● **Stated goal**:
State the number of lines in these records that include the word "styles", and add nothing to it.

——————

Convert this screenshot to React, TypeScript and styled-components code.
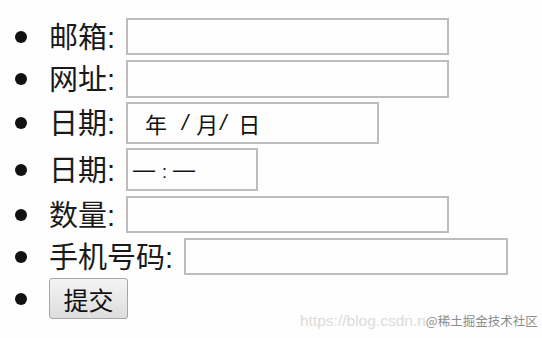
import React from "react";
import styled, { createGlobalStyle } from "styled-components";

const Global = createGlobalStyle`
  html, body { margin: 0; padding: 0; background: #fdfefd; }
  body { font-family: "Liberation Sans", "Noto Sans CJK SC", sans-serif; }
`;

const Page = styled.div`
  position: relative;
  width: 542px;
  height: 338px;
  overflow: hidden;
  background: #fdfefd;
`;

const List = styled.ul`
  list-style: none;
  margin: 0;
  padding: 15px 0 0 0;
  display: flex;
  flex-direction: column;
`;

const Item = styled.li<{ $h: number }>`
  height: ${(p) => p.$h}px;
  display: flex;
  align-items: center;
  color: #1a1a1a;
`;

const Bullet = styled.span`
  width: 12px;
  height: 12px;
  border-radius: 50%;
  background: #111;
  margin-left: 15px;
  margin-right: 22px;
  flex: none;
`;

const Label = styled.span`
  font-family: "Noto Sans CJK SC", sans-serif;
  font-size: 29px;
  line-height: 1;
  margin-right: 11px;
  white-space: nowrap;
`;

const Colon = styled.span`
  font-family: "Liberation Sans", sans-serif;
  font-size: 29px;
`;

const Field = styled.div<{ $w: number; $h: number }>`
  box-sizing: border-box;
  width: ${(p) => p.$w}px;
  height: ${(p) => p.$h}px;
  border: 2px solid #bdbdbd;
  background: #fefefe;
  display: flex;
  align-items: center;
  flex: none;
`;

const DateText = styled.div`
  display: flex;
  align-items: center;
  padding-left: 17px;
  font-family: "Noto Sans CJK SC", sans-serif;
  font-size: 22px;
  color: #111;
`;

const Seg = styled.span<{ $ml?: number }>`
  margin-left: ${(p) => p.$ml ?? 0}px;
  line-height: 1;
`;

const Slash = styled.span<{ $ml?: number }>`
  margin-left: ${(p) => p.$ml ?? 0}px;
  font-family: "Liberation Sans", sans-serif;
  font-size: 22px;
  font-style: italic;
  line-height: 1;
`;

const TimeText = styled.div`
  display: flex;
  align-items: center;
  padding-left: 5px;
  color: #111;
`;

const Dash = styled.span`
  font-family: "Liberation Sans", sans-serif;
  font-size: 22px;
  line-height: 1;
`;

const TimeColon = styled.span`
  font-family: "Liberation Sans", sans-serif;
  font-size: 18px;
  margin: 4px 6px 0 7px;
  line-height: 1;
`;

const Button = styled.button`
  box-sizing: border-box;
  width: 79px;
  height: 41px;
  padding: 0;
  border: 1px solid #a6a6a6;
  border-radius: 3px;
  background: linear-gradient(#f4f4f4, #dddddd);
  font-family: "Noto Sans CJK SC", sans-serif;
  font-size: 25px;
  color: #111;
  display: flex;
  align-items: center;
  justify-content: center;
`;

const Watermark = styled.div`
  position: absolute;
  left: 300px;
  top: 311px;
  display: flex;
  align-items: center;
  white-space: nowrap;
`;

const WmUrl = styled.span`
  font-family: "Liberation Sans", sans-serif;
  font-size: 15.5px;
  color: #dcdcdc;
`;

const WmName = styled.span`
  font-family: "Noto Sans CJK SC", sans-serif;
  font-size: 12.5px;
  color: #8c8c8c;
`;

export default function App() {
  return (
    <Page>
      <Global />
      <List>
        <Item $h={43}>
          <Bullet />
          <Label>邮箱<Colon>:</Colon></Label>
          <Field $w={323} $h={37} />
        </Item>
        <Item $h={42}>
          <Bullet />
          <Label>网址<Colon>:</Colon></Label>
          <Field $w={323} $h={38} />
        </Item>
        <Item $h={46}>
          <Bullet />
          <Label>日期<Colon>:</Colon></Label>
          <Field $w={253} $h={42}>
            <DateText>
              <Seg>年</Seg>
              <Slash $ml={15}>/</Slash>
              <Seg $ml={8}>月</Seg>
              <Slash $ml={2}>/</Slash>
              <Seg $ml={12}>日</Seg>
            </DateText>
          </Field>
        </Item>
        <Item $h={47}>
          <Bullet />
          <Label>日期<Colon>:</Colon></Label>
          <Field $w={132} $h={43}>
            <TimeText>
              <Dash>—</Dash>
              <TimeColon>:</TimeColon>
              <Dash>—</Dash>
            </TimeText>
          </Field>
        </Item>
        <Item $h={43}>
          <Bullet />
          <Label>数量<Colon>:</Colon></Label>
          <Field $w={323} $h={37} />
        </Item>
        <Item $h={41}>
          <Bullet />
          <Label>手机号码<Colon>:</Colon></Label>
          <Field $w={324} $h={37} />
        </Item>
        <Item $h={43}>
          <Bullet />
          <Button>提交</Button>
        </Item>
      </List>
      <Watermark>
        <WmUrl>https://blog.csdn.n</WmUrl>
        <WmName>@稀土掘金技术社区</WmName>
      </Watermark>
    </Page>
  );
}
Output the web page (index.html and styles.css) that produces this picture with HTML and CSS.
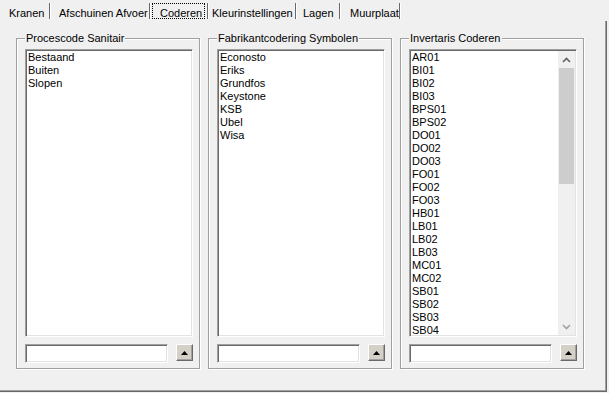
FILE: index.html
```html
<!DOCTYPE html>
<html lang="nl">
<head>
    <meta charset="UTF-8" />
    <title>Coderen</title>
    <link rel="stylesheet" href="styles.css">
</head>
<body>
    <div class="tabs">
        <div class="tab">Kranen</div>
        <div class="tab">Afschuinen Afvoer</div>
        <div class="tab active"><span class="focus">Coderen</span></div>
        <div class="tab">Kleurinstellingen</div>
        <div class="tab">Lagen</div>
        <div class="tab">Muurplaat</div>
    </div>
    <div class="page">
        <fieldset class="group">
            <legend>Procescode Sanitair</legend>
            <div class="list">
                <div class="items">
                    <div>Bestaand</div>
                    <div>Buiten</div>
                    <div>Slopen</div>
                </div>
            </div>
            <div class="entry">
                <div class="edit"></div>
                <button class="spin"><svg width="7" height="4" viewBox="0 0 7 4"><polygon points="3.5,0 7,4 0,4" fill="#000"/></svg></button>
            </div>
        </fieldset>
        <fieldset class="group">
            <legend>Fabrikantcodering Symbolen</legend>
            <div class="list">
                <div class="items">
                    <div>Econosto</div>
                    <div>Eriks</div>
                    <div>Grundfos</div>
                    <div>Keystone</div>
                    <div>KSB</div>
                    <div>Ubel</div>
                    <div>Wisa</div>
                </div>
            </div>
            <div class="entry">
                <div class="edit"></div>
                <button class="spin"><svg width="7" height="4" viewBox="0 0 7 4"><polygon points="3.5,0 7,4 0,4" fill="#000"/></svg></button>
            </div>
        </fieldset>
        <fieldset class="group">
            <legend>Invertaris Coderen</legend>
            <div class="list">
                <div class="items">
                    <div>AR01</div>
                    <div>BI01</div>
                    <div>BI02</div>
                    <div>BI03</div>
                    <div>BPS01</div>
                    <div>BPS02</div>
                    <div>DO01</div>
                    <div>DO02</div>
                    <div>DO03</div>
                    <div>FO01</div>
                    <div>FO02</div>
                    <div>FO03</div>
                    <div>HB01</div>
                    <div>LB01</div>
                    <div>LB02</div>
                    <div>LB03</div>
                    <div>MC01</div>
                    <div>MC02</div>
                    <div>SB01</div>
                    <div>SB02</div>
                    <div>SB03</div>
                    <div>SB04</div>
                </div>
                <div class="scrollbar">
                    <div class="arrow"><svg width="9" height="6" viewBox="0 0 9 6"><polyline points="1,5 4.5,1.5 8,5" fill="none" stroke="#606060" stroke-width="1.6"/></svg></div>
                    <div class="track"><div class="thumb"></div></div>
                    <div class="arrow down"><svg width="9" height="6" viewBox="0 0 9 6"><polyline points="1,1 4.5,4.5 8,1" fill="none" stroke="#a3a3a3" stroke-width="1.6"/></svg></div>
                </div>
            </div>
            <div class="entry">
                <div class="edit"></div>
                <button class="spin"><svg width="7" height="4" viewBox="0 0 7 4"><polygon points="3.5,0 7,4 0,4" fill="#000"/></svg></button>
            </div>
        </fieldset>
    </div>
</body>
</html>
```

FILE: styles.css
```css
body {
    margin: 0;
    background: #f0f0f0;
    font-family: "Liberation Sans", Arial, sans-serif;
    font-size: 11px;
    color: #000;
}

.tabs {
    display: flex;
    height: 21px;
    padding-left: 2px;
}

.tab {
    box-sizing: border-box;
    height: 16px;
    margin-top: 3px;
    padding-top: 4px;
    line-height: 13px;
    white-space: nowrap;
    border-right: 1px solid #696969;
    box-shadow: 1px 0 0 #fff;
}

.tab:nth-child(1) { width: 48px; padding-left: 7px; }
.tab:nth-child(2) { width: 99px; padding-left: 8px; margin-left: 1px; }
.tab:nth-child(3) { width: 58px; padding-left: 2px; }
.tab:nth-child(4) { width: 88px; padding-left: 4px; }
.tab:nth-child(5) { width: 44px; padding-left: 7px; }
.tab:nth-child(6) { width: 60px; padding-left: 10px; }

.tab.active {
    padding-top: 0;
}

.focus {
    display: inline-block;
    box-sizing: border-box;
    width: 53px;
    height: 16px;
    padding: 3px 0 0 7px;
    border: 1px dotted #000;
}

.page {
    box-sizing: border-box;
    width: 607px;
    height: 371px;
    display: flex;
    gap: 8px;
    padding: 11px 0 0 16px;
    border-right: 1px solid #696969;
    border-bottom: 1px solid #696969;
    box-shadow: inset -1px -1px 0 #a0a0a0;
}

.group {
    box-sizing: border-box;
    width: 184px;
    height: 337px;
    min-width: 0;
    margin: 0;
    padding: 4px 6px 4px 8px;
    border: 1px solid #a0a0a0;
    box-shadow: inset 1px 1px 0 #fff, 1px 1px 0 #fff;
}

.group legend {
    padding: 0 1px;
    line-height: 13px;
    background: #f0f0f0;
}

.list {
    box-sizing: border-box;
    width: 168px;
    height: 288px;
    display: flex;
    overflow: hidden;
    background: #fff;
    border: 1px solid;
    border-color: #a0a0a0 #fff #fff #a0a0a0;
    box-shadow: inset 1px 1px 0 #696969, inset -1px -1px 0 #e3e3e3;
}

.items {
    flex: 1;
    padding: 1px 0 0 2px;
    line-height: 13px;
    white-space: nowrap;
}

.scrollbar {
    width: 17px;
    margin: 1px 1px 1px 0;
    display: flex;
    flex-direction: column;
    background: #f0f0f0;
}

.arrow {
    height: 17px;
    display: flex;
    align-items: center;
    justify-content: center;
}

.track {
    flex: 1;
    padding: 0 1px;
}

.thumb {
    height: 116px;
    background: #cdcdcd;
}

.entry {
    display: flex;
    gap: 8px;
    margin-top: 7px;
}

.edit {
    box-sizing: border-box;
    width: 143px;
    height: 19px;
    background: #fff;
    border: 1px solid;
    border-color: #a0a0a0 #fff #fff #a0a0a0;
    box-shadow: inset 1px 1px 0 #696969, inset -1px -1px 0 #e3e3e3;
}

.spin {
    box-sizing: border-box;
    width: 17px;
    height: 17px;
    padding: 0;
    display: flex;
    align-items: center;
    justify-content: center;
    background: #d4d0c8;
    border: 1px solid;
    border-color: #fff #696969 #696969 #fff;
    box-shadow: inset -1px -1px 0 #a0a0a0;
}
```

——————

● **Exercise output**:
3